● **Aim**: Looking at the data below, count the lines that contain the string "components". Write only the total.

● **Available data**:
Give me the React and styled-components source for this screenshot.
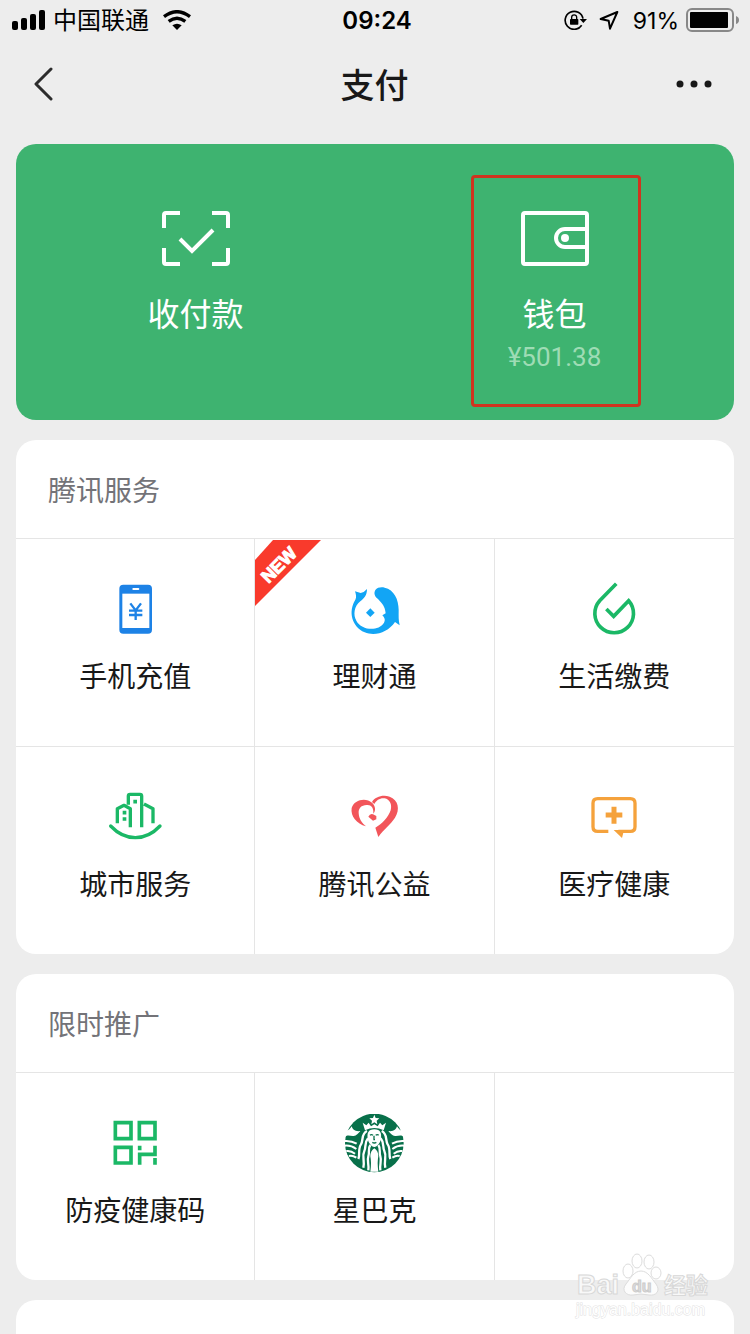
import React from "react";
import styled, { createGlobalStyle } from "styled-components";

const GlobalStyle = createGlobalStyle`
  * {
    box-sizing: border-box;
  }

  body {
    margin: 0;
    background: #ededed;
    color: #181818;
    font-family: "Liberation Sans", "Noto Sans CJK SC", sans-serif;
  }

  button {
    margin: 0;
    padding: 0;
    border: 0;
    background: none;
    color: inherit;
    font: inherit;
    cursor: pointer;
  }

  svg {
    display: block;
    flex-shrink: 0;
  }
`;

/* status bar icons */

const SignalIcon = () => (
  <svg width="34" height="20" viewBox="0 0 34 20">
    <rect x="0" y="11" width="6" height="9" rx="2" />
    <rect x="9" y="8" width="6" height="12" rx="2" />
    <rect x="18" y="4" width="6" height="16" rx="2" />
    <rect x="27" y="0" width="6" height="20" rx="2" />
  </svg>
);

const WifiIcon = () => (
  <svg width="28" height="20" viewBox="0 0 84 60">
    <g fill="none" stroke="#000" strokeWidth="10">
      <path d="M3 20Q42 -10 81 20" />
      <path d="M17 34Q42 15 67 34" />
    </g>
    <path d="M28 46Q42 36 56 46L42 60z" />
  </svg>
);

const LockIcon = () => (
  <svg width="23" height="20" viewBox="0 0 69 60">
    <path
      d="M53 46A27 27 0 1 1 57 26"
      fill="none"
      stroke="#000"
      strokeWidth="5"
    />
    <path d="M47 27H69L58 39z" />
    <rect x="18" y="27" width="25" height="17" rx="2" />
    <path d="M23 28V22a7 7 0 0 1 15 0V28" fill="none" stroke="#000" strokeWidth="4" />
  </svg>
);

const LocationIcon = () => (
  <svg width="20" height="20" viewBox="0 0 60 60">
    <path
      d="M55 6L5 27L29 32L33 56z"
      fill="none"
      stroke="#000"
      strokeWidth="6"
      strokeLinejoin="round"
    />
  </svg>
);

const BatteryIcon = () => (
  <svg width="53" height="24" viewBox="0 0 53 24">
    <rect x="1" y="1" width="46" height="22" rx="5" fill="none" stroke="#888" strokeWidth="2" />
    <rect x="4" y="4" width="38" height="16" rx="1" />
    <path d="M50 8q3 1 3 4t-3 4z" fill="#888" />
  </svg>
);

const BackIcon = () => (
  <svg width="20" height="34" viewBox="0 0 20 34">
    <path
      d="M18 2L3 17L18 32"
      fill="none"
      stroke="#2c2c2c"
      strokeWidth="3"
      strokeLinecap="round"
      strokeLinejoin="round"
    />
  </svg>
);

const MoreIcon = () => (
  <svg width="36" height="8" viewBox="0 0 36 8" fill="#181818">
    <circle cx="4" cy="4" r="3.5" />
    <circle cx="18" cy="4" r="3.5" />
    <circle cx="32" cy="4" r="3.5" />
  </svg>
);

/* green card icons */

const ScanIcon = () => (
  <svg width="68" height="56" viewBox="0 0 68 56" fill="none" stroke="#fff" strokeWidth="4">
    <path d="M2 18V5q0-2 2-2H18M50 3H64q2 0 2 2V18M66 38V52q0 2-2 2H50M18 54H4q-2 0-2-2V38" />
    <path d="M18 29L30 41L51 20" />
  </svg>
);

const WalletIcon = () => (
  <svg width="68" height="56" viewBox="0 0 68 56" fill="none" stroke="#fff" strokeWidth="4">
    <rect x="2" y="3" width="64" height="51" rx="2" />
    <path d="M66 19H44a9 9 0 0 0 0 18H66" />
    <circle cx="44" cy="28" r="4" fill="#fff" stroke="none" />
  </svg>
);

/* service icons */

const PhoneIcon = () => (
  <svg width="60" height="60" viewBox="135 60 180 180">
    <rect x="178" y="74" width="98" height="147" rx="12" fill="#1d82e6" />
    <rect x="187" y="101" width="81" height="103" fill="#fff" />
    <rect x="217" y="84" width="21" height="6" rx="3" fill="#fff" />
    <path
      d="M211 130L227 151L243 130M227 150V180M207 152H247M207 165H247"
      fill="none"
      stroke="#1d82e6"
      strokeWidth="7"
    />
  </svg>
);

const FinanceIcon = () => (
  <svg width="60" height="60" viewBox="283 135 180 180" fill="#12a5f5">
    <path d="M316 169L333 174Q345 171 352 162C352 182 343 190 332 199C313 214 310 240 320 257C336 287 386 290 403 263C407 255 406 250 398 241L408 235C406 214 398 206 385 192C374 184 372 174 377 165C383 157 395 156 405 158C433 164 447 193 447 225C447 243 446 255 450 271L436 261C415 292 376 305 345 292C306 274 295 230 317 194C321 187 319 178 316 169z" />
    <path d="M362 220L375 233L362 246L349 233z" />
  </svg>
);

const BillIcon = () => (
  <svg width="60" height="60" viewBox="118 30 180 180">
    <path
      d="M211 45L165 92A58 58 0 1 0 252 92L207 139L189 121"
      fill="none"
      stroke="#1bb866"
      strokeWidth="11"
      strokeLinecap="square"
    />
  </svg>
);

const CityIcon = () => (
  <svg width="60" height="60" viewBox="137 24 180 180" fill="none" stroke="#1bb866">
    <path d="M154 138Q187 173 228 173T302 138" strokeWidth="10" strokeLinecap="round" />
    <path
      d="M174 130V86L194 76L213 86V142M207 74V48q0-5 5-5H242q5 0 5 5V142M254 72L281 86V130"
      strokeWidth="10"
      strokeLinejoin="round"
    />
    <path d="M190 98H201M190 117H201M222 65H233" strokeWidth="11" />
  </svg>
);

const CharityIcon = () => (
  <svg width="60" height="60" viewBox="103 24 180 180" fill="#f2555a">
    <path d="M169 139C141 132 122 108 126 84C133 59 168 51 187 68C198 78 199 92 191 101C192 88 188 78 178 76C158 72 146 84 147 99C148 117 157 129 169 139z" />
    <path d="M187 66C196 50 220 43 240 50C266 59 272 88 256 113C242 134 222 148 206 171L197 143C218 131 236 112 243 91C248 73 240 58 225 55C212 53 200 60 194 72z" />
    <path d="M176 110Q182 99 190 103L200 108V118L190 122z" />
  </svg>
);

const MedicalIcon = () => (
  <svg width="60" height="60" viewBox="823 24 180 180">
    <path
      d="M896 154H864Q850 154 850 140V70Q850 56 864 56H962Q976 56 976 70V140Q976 154 962 154H926"
      fill="none"
      stroke="#f5a23c"
      strokeWidth="10"
    />
    <path d="M912 150H943L937 174z" fill="#f5a23c" />
    <path d="M888 105H938M913 80V131" stroke="#f5a23c" strokeWidth="15" />
  </svg>
);

const CodeIcon = () => (
  <svg width="60" height="60" viewBox="136 42 180 180" fill="none" stroke="#1bb866" strokeWidth="11">
    <path d="M167 68H214V116H167zM239 68H286V116H239zM167 142H214V189H167z" />
    <path d="M240 137V151M286 137V163H240V194M286 174V194" />
  </svg>
);

const HairHalf = () => (
  <g>
    <path d="M128 96C110 104 118 122 110 136C100 150 108 166 102 180" />
    <path d="M131 118C119 132 126 144 120 156C112 172 122 182 117 206" />
    <path d="M138 138C129 150 137 160 132 172C127 186 135 196 132 214" />
  </g>
);

const FinHalf = () => (
  <g>
    <path d="M63 96C71 97 77 90 82 82C85 92 92 98 108 96C102 104 96 110 88 111C78 112 70 106 62 114z" />
    <path
      d="M60 126Q80 124 97 134M61 140Q80 138 96 150M66 156Q80 154 92 164M74 171Q84 168 96 176"
      fill="none"
      stroke="#fff"
      strokeWidth="6"
    />
  </g>
);

const CoffeeIcon = () => (
  <svg width="60" height="60" viewBox="59 45 180 180">
    <circle cx="150" cy="132" r="88" fill="#08704a" />
    <g fill="#fff">
      <path d="M150 47L154 57L165 58L157 65L159 76L150 70L141 76L143 65L135 58L146 57z" />
      <path d="M115 71L126 79L133 71L140 82L150 76L160 82L167 71L174 79L185 71L178 94Q150 80 122 94z" />
      <path d="M150 91C131 91 128 104 130 118C132 133 141 143 150 144C159 143 168 133 170 118C172 104 169 91 150 91z" />
      <path d="M150 148Q162 156 162 172Q158 190 162 218H138Q142 190 138 172Q138 156 150 148z" />
      <FinHalf />
      <g transform="translate(300 0) scale(-1 1)">
        <FinHalf />
      </g>
    </g>
    <g fill="none" stroke="#fff" strokeWidth="7">
      <HairHalf />
      <g transform="translate(300 0) scale(-1 1)">
        <HairHalf />
      </g>
    </g>
    <path
      d="M137 109Q141 105 146 109M154 109Q159 105 163 109M149 110V122H152M144 130Q150 134 156 130"
      fill="none"
      stroke="#08704a"
      strokeWidth="4"
    />
  </svg>
);

const tencentServices = [
  { name: "手机充值", Icon: PhoneIcon },
  { name: "理财通", Icon: FinanceIcon, isNew: true },
  { name: "生活缴费", Icon: BillIcon },
  { name: "城市服务", Icon: CityIcon },
  { name: "腾讯公益", Icon: CharityIcon },
  { name: "医疗健康", Icon: MedicalIcon },
];

const promotions = [
  { name: "防疫健康码", Icon: CodeIcon },
  { name: "星巴克", Icon: CoffeeIcon },
];

const NewBadge = () => (
  <Ribbon width="66" height="66" viewBox="0 0 66 66">
    <path d="M18 0H66L0 66V20z" fill="#f93a2c" />
    <text
      x="24"
      y="31"
      transform="rotate(-45 24 25)"
      textAnchor="middle"
      fill="#fff"
      stroke="#fff"
      fontSize="18"
      fontWeight="700"
    >
      NEW
    </text>
  </Ribbon>
);

const ServiceSection = ({ title, items }) => (
  <Card>
    <SectionTitle>{title}</SectionTitle>
    <Grid>
      {items.map(({ name, Icon, isNew }) => (
        <Cell key={name}>
          {isNew && <NewBadge />}
          <Icon />
          <CellLabel>{name}</CellLabel>
        </Cell>
      ))}
    </Grid>
  </Card>
);

const Watermark = () => (
  <WatermarkBox>
    <svg width="136" height="50" viewBox="0 0 136 50">
      <g fill="#fff" fillOpacity="0.8" stroke="#dcdcdc">
        <ellipse cx="54" cy="19" rx="5" ry="7" />
        <ellipse cx="63" cy="9" rx="5" ry="7" />
        <ellipse cx="75" cy="10" rx="5" ry="7" />
        <ellipse cx="82" cy="21" rx="5" ry="6" />
        <path d="M67 19C74 19 78 27 82 32C87 39 82 44 75 43Q67 41 59 43C52 44 47 38 52 32C56 27 60 19 67 19z" />
      </g>
      <g fill="#f8f8f8" stroke="#d8d8d8" fontWeight="700">
        <text x="3" y="42" fontSize="27">Bai</text>
        <text x="90" y="41" fontSize="22">经验</text>
        <text x="58" y="40" fontSize="16" fill="#ddd" stroke="#ccc">du</text>
      </g>
    </svg>
    <WatermarkUrl>jingyan.baidu.com</WatermarkUrl>
  </WatermarkBox>
);

const App = () => {
  return (
    <Page>
      <GlobalStyle />
      <StatusBar>
        <StatusLeft>
          <SignalIcon />
          <Carrier>中国联通</Carrier>
          <WifiIcon />
        </StatusLeft>
        <Time>09:24</Time>
        <StatusRight>
          <IconPair>
            <LockIcon />
            <LocationIcon />
          </IconPair>
          <Percent>91%</Percent>
          <BatteryIcon />
        </StatusRight>
      </StatusBar>

      <NavBar>
        <NavButton aria-label="返回">
          <BackIcon />
        </NavButton>
        <NavTitle>支付</NavTitle>
        <NavButton $end aria-label="更多">
          <MoreIcon />
        </NavButton>
      </NavBar>

      <Main>
        <PayCard>
          <PayItem>
            <ScanIcon />
            <PayLabel>收付款</PayLabel>
          </PayItem>
          <PayItem>
            <WalletIcon />
            <PayLabel>钱包</PayLabel>
            <Balance>¥501.38</Balance>
            <Highlight />
          </PayItem>
        </PayCard>

        <ServiceSection title="腾讯服务" items={tencentServices} />
        <ServiceSection title="限时推广" items={promotions} />
        <NextCard />
      </Main>

      <Watermark />
    </Page>
  );
};

const Page = styled.div`
  position: relative;
  display: flex;
  flex-direction: column;
  min-height: 100vh;
`;

const StatusBar = styled.div`
  display: grid;
  grid-template-columns: 1fr auto 1fr;
  align-items: center;
  height: 40px;
  padding: 0 11px 0 12px;
  color: #000;
  font-family: Inter, "Noto Sans CJK SC", sans-serif;
  font-size: 24px;
  line-height: 38px;
`;

const StatusLeft = styled.div`
  display: flex;
  align-items: center;
`;

const Carrier = styled.span`
  margin: 0 14px 0 7px;
  padding-top: 2px;
`;

const Time = styled.span`
  padding: 2px 0 0 3px;
  font-weight: 600;
`;

const StatusRight = styled.div`
  display: flex;
  align-items: center;
  justify-content: flex-end;
`;

const IconPair = styled.div`
  display: flex;
  gap: 12px;
`;

const Percent = styled.span`
  margin: 0 7px 0 14px;
  padding-top: 2px;
  font-size: 23px;
`;

const NavBar = styled.header`
  display: grid;
  grid-template-columns: 1fr auto 1fr;
  align-items: center;
  height: 88px;
  padding: 0 38px 0 33px;
`;

const NavButton = styled.button`
  justify-self: ${(props) => (props.$end ? "end" : "start")};
`;

const NavTitle = styled.h1`
  margin: 0;
  padding: 3px 0 0 4px;
  font-size: 34px;
  font-weight: 500;
  line-height: 48px;
`;

const Main = styled.main`
  display: flex;
  flex: 1;
  flex-direction: column;
  gap: 20px;
  padding: 16px 16px 0;
`;

const PayCard = styled.section`
  display: grid;
  grid-template-columns: 1fr 1fr;
  height: 276px;
  border-radius: 20px;
  background: #3eb370;
  color: #fff;
`;

const PayItem = styled.button`
  position: relative;
  display: flex;
  flex-direction: column;
  align-items: center;
  padding-top: 66px;
`;

const PayLabel = styled.span`
  margin-top: 27px;
  font-size: 32px;
  line-height: 44px;
`;

const Balance = styled.span`
  margin-top: 5px;
  color: #9edcb5;
  font-family: Roboto, sans-serif;
  font-size: 26px;
  line-height: 30px;
`;

/* red frame drawn over the wallet entry */
const Highlight = styled.span`
  position: absolute;
  top: 31px;
  bottom: 13px;
  left: 50%;
  width: 170px;
  margin-left: -84px;
  border: 3px solid #d0341f;
  border-radius: 4px;
`;

const Card = styled.section`
  overflow: hidden;
  border-radius: 20px;
  background: #fff;
`;

const NextCard = styled(Card)`
  flex: 1;
  border-radius: 20px 20px 0 0;
`;

const SectionTitle = styled.h2`
  margin: 0;
  padding: 6px 32px 0;
  color: #737378;
  font-size: 28px;
  font-weight: 400;
  line-height: 92px;
`;

const Grid = styled.div`
  display: grid;
  grid-template-columns: repeat(3, 1fr);
  background: linear-gradient(#e5e5e5, #e5e5e5) top / 100% 1px no-repeat;
`;

const Cell = styled.button`
  position: relative;
  display: flex;
  flex-direction: column;
  align-items: center;
  gap: 18px;
  height: 208px;
  padding-top: 41px;
  border-top: 1px solid #e5e5e5;

  &:not(:nth-child(3n)) {
    border-right: 1px solid #e5e5e5;
  }
`;

const CellLabel = styled.span`
  font-size: 28px;
  line-height: 40px;
`;

const Ribbon = styled.svg`
  position: absolute;
  top: 1px;
  left: 0;
`;

const WatermarkBox = styled.div`
  position: absolute;
  right: 40px;
  bottom: 14px;
  pointer-events: none;
`;

const WatermarkUrl = styled.div`
  margin-top: -2px;
  padding-left: 2px;
  color: #fff;
  font-size: 16px;
  line-height: 20px;
  -webkit-text-stroke: 1px #e2e2e2;
  paint-order: stroke;
`;

export default App;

● **Completed exercise**: 2